Anne Langford Mattox

“My daddy was Buddy Langford, and he worked in the Wilson’s Grocery Store,” Ann recalled. The Blythewood Scrapbook described Buddy Langford as, a charming man who had a frank manner, and at one time, “he was quite active in clearing out the undesirable elements of Blythewood.” Ann remembers her father fondly and worked in the grocery story with him from a young age.

“I started working in the store for $1 a week when I was in fourth grade. I worked there most every day until I went to Carolina (University of South Carolina.) When I left, I said I would never work in a grocery store again,” she said with a laugh. When she graduated from USC with a degree in business, she got married, got a job and moved to Columbia, then Lake Murray, and she now lives in Peak, on the Broad River.

Ann talked about her favorite Aunt Catherine who got married, had children, and moved away to Florida and New York, but loved coming back to Blythewood to ride in the back of Buddy Langford’s truck. She also talked about how in the 1950’s and 60’s not many people in Blythewood went to college, but went to work instead.

Final Comments                   

After Mattie related the story of her family’s barn and a cross being burned, Margaret and Ann addressed the subject.

“We knew and felt as children that the way colored people were treated was not right,” Margaret said. “When I graduated from high school, I read a book named ‘To Kill a Mocking Bird.’ It was very valuable to me, and illustrated that race relations were not fair and that things needed to change.”

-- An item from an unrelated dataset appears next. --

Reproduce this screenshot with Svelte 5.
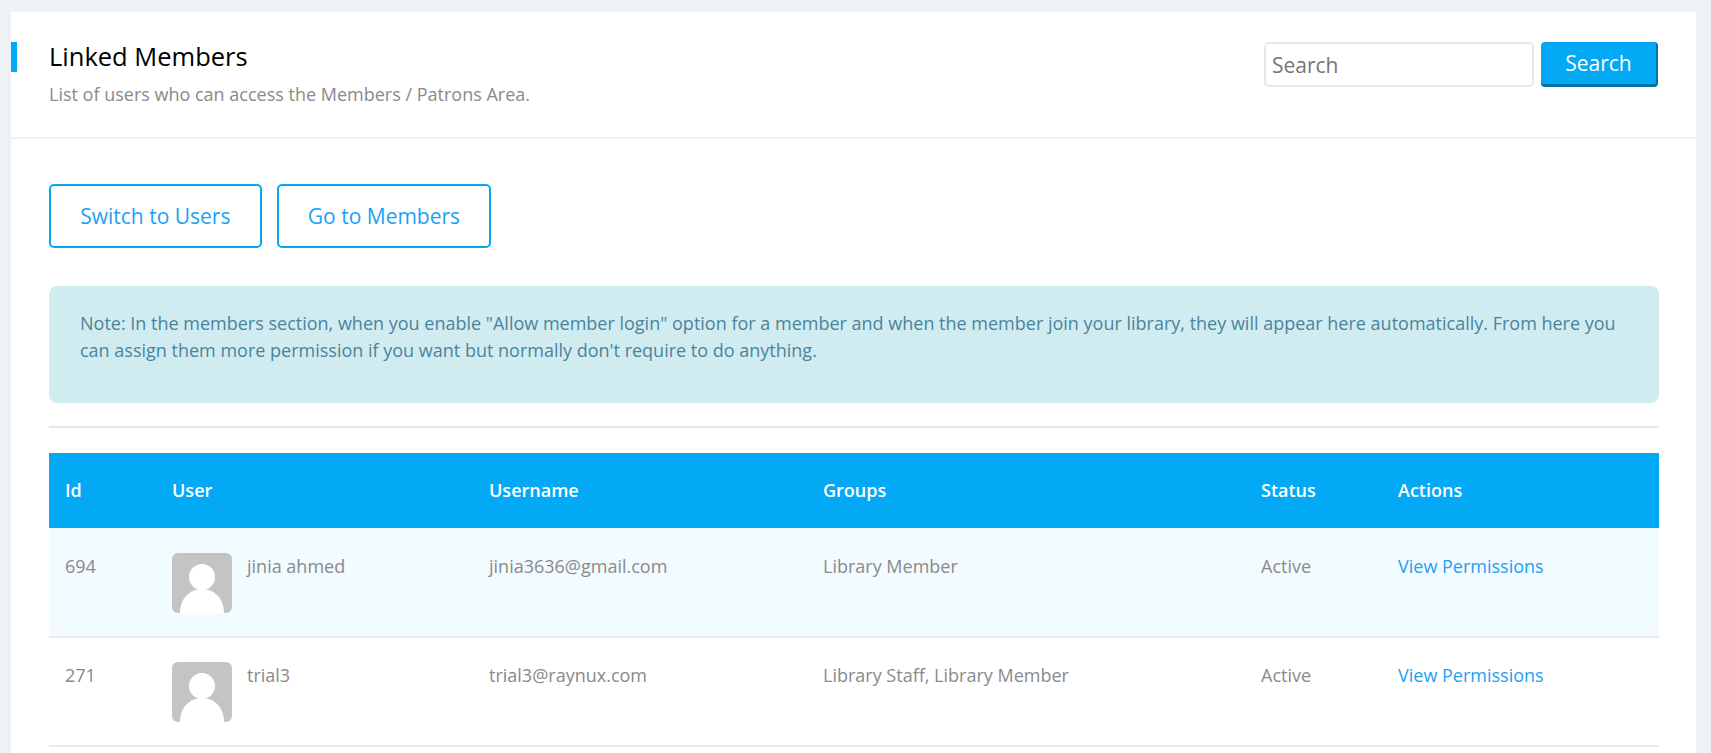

“It [burning of the cross] was the saddest moment of Blythewood’s history to me,” Ann recalled. “It was terrible. I did not know the people involved. I would not want to know the people involved. But I know it wasn’t my daddy because he cut hair two nights a week in the back of the store and he was home the rest of the time,” she said. “He worked seven days a week – including the weekends – in the store, keeping it clean. But that is some of Blythewood’s town history and needs to be told.”